Don’t you know that when you offer yourselves to someone as obedient slaves, you are slaves of the one you obey — whether you are slaves to sin, which leads to death, or to obedience, which leads to righteousness?
Romans 6:16 (NIV)

How were we ever slaves to sin if we were choosing it freely?

Every loan agreement, every subscription service, every terms and conditions page runs for dozens of pages for a reason. The offer is always attractive, but the fine print is where we fall victim and get trapped in a payment plan that we never wanted. Sin operates exactly the same way. The offer is always appealing, a momentary pursuit of pleasure, a shortcut to make our lives simpler, a way to feel that we are in control. We do not feel coerced into pursuit of these “offers”. You feel like you are making a free choice. But embedded in that choice is a clause that you did not notice — one that says you do not get to leave. The first taste feels like freedom. The second feels like desire. By the third, it feels like need. And before long, what began as our choice has become your master.

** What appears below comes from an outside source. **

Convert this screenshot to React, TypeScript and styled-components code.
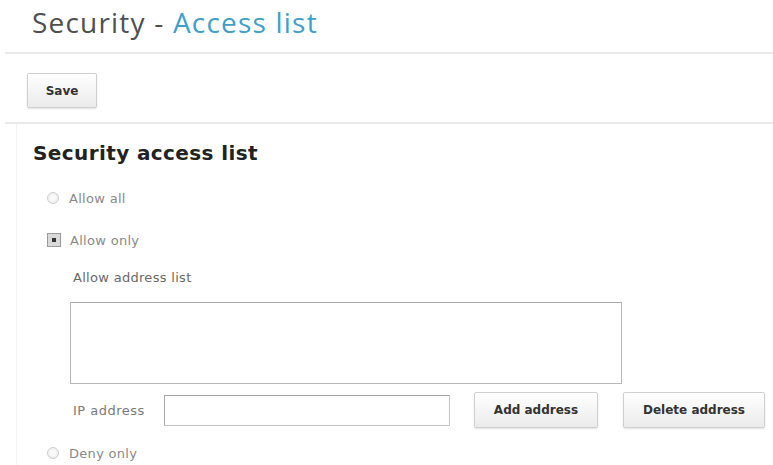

That is the nature of bondage Paul is describing. The person enslaved to sin is not being dragged against their will into a dungeon. They are simply not able to leave. They have been so shaped by their appetite for sin that they have lost the capacity to even desire something of greater sustenance. They have not just chosen sin — sin has become the framework through which they see everything. The thought of righteousness does not even present itself as an attractive alternative. It sounds like deprivation, like going without, like an ascetic life stripped of everything enjoyable. Paul does not say they are trapped because someone locked the door. He says they are trapped because they keep choosing the same master.

Good to Have or Must Have

When you were slaves to sin, you were free from the control of righteousness.
Romans 6:20 (NIV)

Why does pursuing righteousness feel like a “good to have,” while the ways of the world feel like a “must have”?

Think about someone who decides to start running every morning. They want to get healthy, and they genuinely mean it. They set the alarm for 6 a.m., buy the shoes, and commit to it for a few days. Then one morning, it rains, or they slept late one night, or they have an early meeting, and they skip the run without too much guilt because the run is something they chose to pursue — it is not something they are bound to. It is a self-improvement goal, and self-improvement goals feel like good-to-haves. Now imagine the same person’s job. The office starts at 9am sharp. There is no flexibility. They may be tired, it may be raining, they may have slept badly — none of that changes the time. Because they are bound to it. It has a hold on them that their running shoes do not.

That is the asymmetry Paul is pointing to. For most people, sin functions like our essentials like our careers. It is not a choice they are making each morning with fresh deliberation. It is the default, the expected, the thing the world around them requires if they want to keep up, keep belonging, keep surviving. Righteousness, on the other hand, feels like the morning run — a noble aspiration for people who have the luxury of pursuing it. Something to get to eventually. A good habit to build when life settles down. This is the spiritual deception that Paul is unmasking. Sin has a cost that accumulates silently while righteousness is not optional — it is the only door that leads back to our Maker.

What benefit did you reap at that time from the things you are now ashamed of? Those things result in death!
Romans 6:21 (NIV)

Paul says that the mark of genuine transformation is that we look back at the old life with shame. Not with nostalgia, but with the kind of horror that comes from finally seeing clearly. The person who has tasted the light cannot pretend the darkness was equally fine. However, the person still in the grip of sin rarely looks at themselves honestly. They manage the discomfort, they justify, they compare themselves to someone worse. Shame as Paul describes it here is not self-condemnation — it is the fruit of repentance, the evidence that God has opened our eyes to what our choices were actually costing us and costing those around us.

The Hidden Cost

But now that you have been set free from sin and have become slaves of God, the benefit you reap leads to holiness, and the result is eternal life. For the wages of sin is death, but the gift of God is eternal life in Christ Jesus our Lord.
Romans 6:22–23 (NIV)

If the wages of sin is death, why are we not more afraid of sinning?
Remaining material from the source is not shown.